LC_MONETARY=en_US.UTF-8
LC_MESSAGES="en_US.UTF-8"
LC_PAPER=en_US.UTF-8
LC_NAME=en_US.UTF-8
LC_ADDRESS=en_US.UTF-8
LC_TELEPHONE=en_US.UTF-8
LC_MEASUREMENT=en_US.UTF-8
LC_IDENTIFICATION=en_US.UTF-8
LC_ALL=

env | grep LC shows:

LC_PAPER=en_US.UTF-8
LC_ADDRESS=en_US.UTF-8
LC_MONETARY=en_US.UTF-8
LC_NUMERIC=en_US.UTF-8
LC_TELEPHONE=en_US.UTF-8
LC_IDENTIFICATION=en_US.UTF-8
LC_MEASUREMENT=en_US.UTF-8
LC_TIME=en_US.UTF-8
LC_NAME=en_US.UTF-8 

The workaround in #1097 (comment) worked for me on Ubuntu 18.04. I can also verify that if you do not have root access to modify the launcher in /usr/share/applications, you can just copy the file to you home folder and edit it there. GNOME will prefer the launcher in .local/share/applications over the one in /usr/share/applications.

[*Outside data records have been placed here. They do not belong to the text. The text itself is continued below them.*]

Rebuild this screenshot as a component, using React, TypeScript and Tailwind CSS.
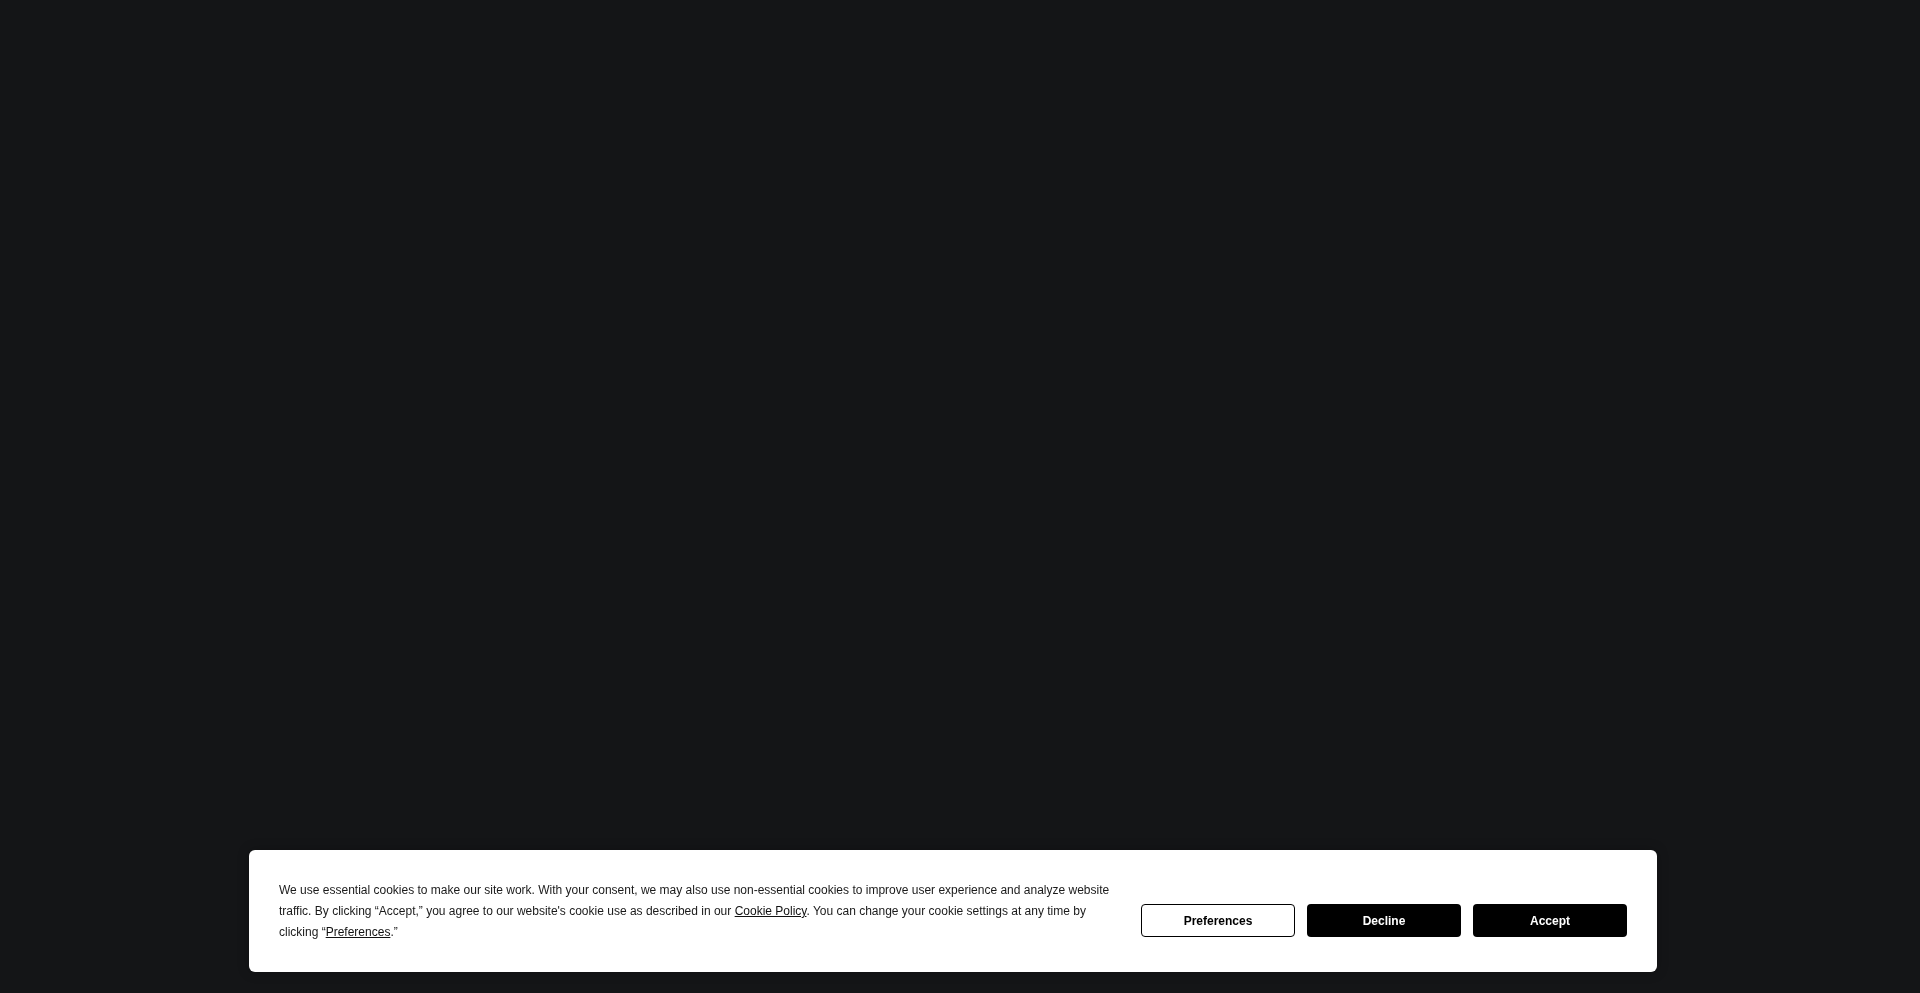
import React from "react";

export default function App() {
  return (
    <div className="min-h-[993px] w-full bg-[#141517] relative" style={{ fontFamily: '"Liberation Sans", Arial, sans-serif' }}>
      <div className="fixed left-[249px] top-[850px] w-[1408px] h-[122px] bg-white rounded-[6px] pl-[30px] pr-[29px] py-[30px] flex items-start gap-[24px] shadow-[0_0_12px_rgba(0,0,0,0.25)]">
        <p className="flex-1 text-[12px] leading-[21px] text-[#1a1a1a]">
          We use essential cookies to make our site work. With your consent, we may also use non-essential cookies to improve user experience and analyze website traffic. By clicking “Accept,” you agree to our website's cookie use as described in our{" "}
          <a className="underline text-[#111111]">Cookie Policy</a>. You can change your cookie settings at any time by clicking “<a className="underline text-[#111111]">Preferences</a>.”
        </p>
        <div className="flex gap-[12px] pt-[24px] shrink-0 mr-[1px]">
          <button className="w-[154px] h-[33px] rounded-[4px] border border-black bg-white text-black text-[12px] font-bold">
            Preferences
          </button>
          <button className="w-[154px] h-[33px] rounded-[4px] bg-black text-white text-[12px] font-bold">
            Decline
          </button>
          <button className="w-[154px] h-[33px] rounded-[4px] bg-black text-white text-[12px] font-bold">
            Accept
          </button>
        </div>
      </div>
    </div>
  );
}
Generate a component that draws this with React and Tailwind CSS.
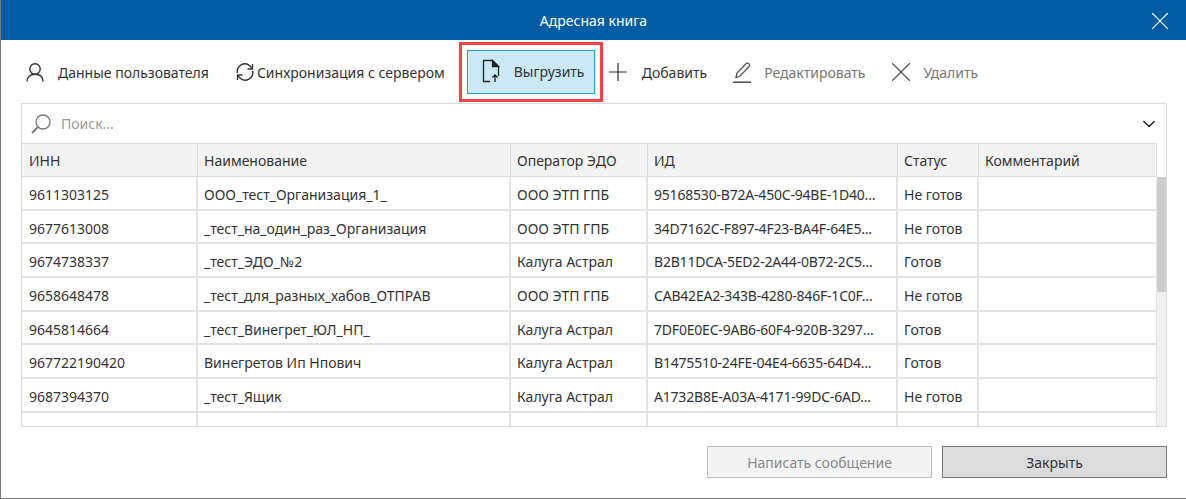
import React from "react";
import { ChevronDown, Plus, X } from "lucide-react";

const rows = [
  ["9611303125", "ООО_тест_Организация_1_", "ООО ЭТП ГПБ", "95168530-B72A-450C-94BE-1D40...", "Не готов"],
  ["9677613008", "_тест_на_один_раз_Организация", "ООО ЭТП ГПБ", "34D7162C-F897-4F23-BA4F-64E5...", "Не готов"],
  ["9674738337", "_тест_ЭДО_№2", "Калуга Астрал", "B2B11DCA-5ED2-2A44-0B72-2C5...", "Готов"],
  ["9658648478", "_тест_для_разных_хабов_ОТПРАВ", "ООО ЭТП ГПБ", "CAB42EA2-343B-4280-846F-1C0F...", "Не готов"],
  ["9645814664", "_тест_Винегрет_ЮЛ_НП_", "Калуга Астрал", "7DF0E0EC-9AB6-60F4-920B-3297...", "Готов"],
  ["967722190420", "Винегретов Ип Нпович", "Калуга Астрал", "B1475510-24FE-04E4-6635-64D4...", "Готов"],
  ["9687394370", "_тест_Ящик", "Калуга Астрал", "A1732B8E-A03A-4171-99DC-6AD...", "Не готов"],
  ["9682907307", "_тест_Организация", "Калуга Астрал", "CB491C0B-5FBB-2659-0BDB-360...", "Не готов"],
];

const headers = ["ИНН", "Наименование", "Оператор ЭДО", "ИД", "Статус", "Комментарий"];

const gridCols = "grid grid-cols-[176px_313px_137px_250px_81px_177px]";

const ToolButton = ({ icon, label, disabled, className }) => (
  <div className={`mt-[16px] flex h-[32px] items-center ${disabled ? "text-[#777]" : "text-[#333]"} ${className}`}>
    {icon}
    <span>{label}</span>
  </div>
);

export default function App() {
  return (
    <div className="h-[499px] w-[1186px] overflow-hidden border-b border-l border-[#7a7a7a] bg-white font-['Noto_Sans',sans-serif] text-[14px] text-[#333]">
      <div className="relative flex h-10 items-center justify-center bg-[#005da3] text-white">
        Адресная книга
        <X className="absolute right-[18px] top-[13px] h-[16px] w-[16px]" viewBox="6 6 12 12" strokeWidth={0.9} />
      </div>

      <div className="flex h-[63px] items-start pl-[25px]">
        <ToolButton
          className=""
          icon={
            <svg className="mr-[14px] h-[19px] w-[18px]" viewBox="0 0 18 19" fill="none" stroke="#333" strokeWidth="1.4">
              <circle cx="9" cy="6" r="5.2" />
              <path d="M1 18.5c0-4.5 3-7.3 8-7.3s8 2.800 8 7.300" />
            </svg>
          }
          label="Данные пользователя"
        />
        <ToolButton
          className="ml-[27px]"
          icon={
            <svg className="mr-[3px] h-[18px] w-[18px]" viewBox="0 0 18 18" fill="none" stroke="#333" strokeWidth="1.5">
              <path d="M1.500 10a7.500 7.500 0 0 1 12.500-7l2 2" />
              <path d="M16.500 1v5h-5" strokeWidth="1.3" />
              <path d="M16.500 8a7.500 7.500 0 0 1-12.500 7l-2-2" />
              <path d="M1.500 17v-5h5" strokeWidth="1.3" />
            </svg>
          }
          label="Синхронизация с сервером"
        />
        <div className="ml-[14px] mt-[2px] border-[3px] border-[#f74346] p-[5px]">
          <div className="flex h-[44px] w-[128px] items-center border border-[#26a0da] bg-[#cbe8f6] pb-[2px] pl-[14px]">
            <svg className="mr-[14px] h-[24px] w-[18px]" viewBox="0 0 18 24" fill="none" stroke="#222" strokeWidth="1.3">
              <path d="M8 22.500H1.500V1.500h9l6 6V17" />
              <path d="M10.500 1.500v6h6z" fill="#222" />
              <path d="M13 23v-7M10.500 18.500L13 16l2.500 2.500" />
            </svg>
            <span>Выгрузить</span>
          </div>
        </div>
        <ToolButton
          className="ml-[6px]"
          icon={<Plus className="mr-[15px] h-[18px] w-[18px]" viewBox="5 5 14 14" strokeWidth={0.95} />}
          label="Добавить"
        />
        <ToolButton
          disabled
          className="ml-[26px]"
          icon={
            <svg className="mr-[12px] h-[21px] w-[19px]" viewBox="0 0 19 21" fill="none" stroke="#555" strokeWidth="1.3">
              <path d="M3 15.500l1-4.500L13 1.800c1-1 2.200-1 3 0s.8 2 0 3L7 14z" />
              <path d="M0 20.200h18" strokeWidth="1.6" />
            </svg>
          }
          label="Редактировать"
        />
        <ToolButton
          disabled
          className="ml-[27px]"
          icon={<X className="mr-[13px] h-[18px] w-[18px] text-[#555]" viewBox="6 6 12 12" strokeWidth={0.85} />}
          label="Удалить"
        />
      </div>

      <div className="ml-[20px] w-[1146px]">
        <div className="h-[324px] overflow-hidden border border-[#dcdcdc]">
          <div className="flex h-[39px] items-center pl-[9px] pr-[11px]">
            <svg className="mr-[10px] h-[20px] w-[20px]" viewBox="0 0 20 20" fill="none" stroke="#777" strokeWidth="1.3">
              <circle cx="12" cy="8" r="7" />
              <path d="M7 13L1 19" strokeWidth="1.8" />
            </svg>
            <span className="flex-1 text-[#999]">Поиск...</span>
            <ChevronDown className="h-[12px] w-[12px] text-[#222]" viewBox="5 5 14 14" strokeWidth={1.7} />
          </div>

          <div className="flex">
            <div className="w-[1134px] shrink-0">
              <div className={`${gridCols} h-[34px] border-y border-[#dcdcdc] bg-[#f3f3f3]`}>
                {headers.map((h) => (
                  <div key={h} className="flex items-center border-r border-[#dcdcdc] px-[6px] first:pl-[7px] last:border-r-0">
                    {h}
                  </div>
                ))}
              </div>
              {rows.map((row) => (
                <div key={row[0]} className={`${gridCols} h-[33.67px] border-b-2 border-[#e3e3e3]`}>
                  {[...row, ""].map((cell, i) => (
                    <div
                      key={i}
                      className={`overflow-hidden whitespace-nowrap border-r-2 border-[#e3e3e3] px-[6px] pt-[8px] leading-[20px] first:pl-[7px] last:border-r-0 ${i === 3 ? "tracking-[-0.2px]" : ""}`}
                    >
                      {cell}
                    </div>
                  ))}
                </div>
              ))}
            </div>
            <div className="w-[11px] flex-1 border-l border-[#e3e3e3]">
              <div className="h-[34px] bg-white" />
              <div className="h-[115px] bg-[#cdcdcd]" />
              <div className="h-[200px] bg-[#f0f0f0]" />
            </div>
          </div>
        </div>

        <div className="mt-[19px] flex justify-end gap-[10px]">
          <div className="flex h-[32px] w-[225px] items-center justify-center border border-[#bfbfbf] bg-[#f3f3f3] text-[#8a8a8a]">
            Написать сообщение
          </div>
          <div className="flex h-[32px] w-[225px] items-center justify-center border border-[#7a7a7a] bg-[#dcdcdc]">
            Закрыть
          </div>
        </div>
      </div>
    </div>
  );
}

cp gitkraken.desktop/usr/share/applications/gitkraken.desktop ~/.local/share/applications
nano ~/.local/share/applications/gitkraken.desktop

I have found what triggers this error on my machine. It is the following line in my ~/.gitattributes file.

*.rb diff=ruby

Removing this line resolves the error that GitKraken gave.

Updating diffs failed Could not update diffs for the following reason: Error: Invalid collation character

My ~/.gitconfig contains:

[core]
	attributesfile = ~/.gitattributes

I still don’t understand why this triggers the error but at least I now have a workaround.

I can third this issue in GitKraken. It seems that the root cause is when a commit author has a name with UTF-8 characters in it. Only one repo I have exhibits the issue, and sure enough it is the only one with an author who has UTF-8 character name.

I have the same output of locale with no LC envs defined.

Here’s the best I could trace the regcomp function usage: https://github.com/libgit2/libgit2/blob/20302aa43738a972e0bd2e2ee6ae479208427b31/src/diff_driver.c#L213

It would seem that regcomp cannot handle UTF-8?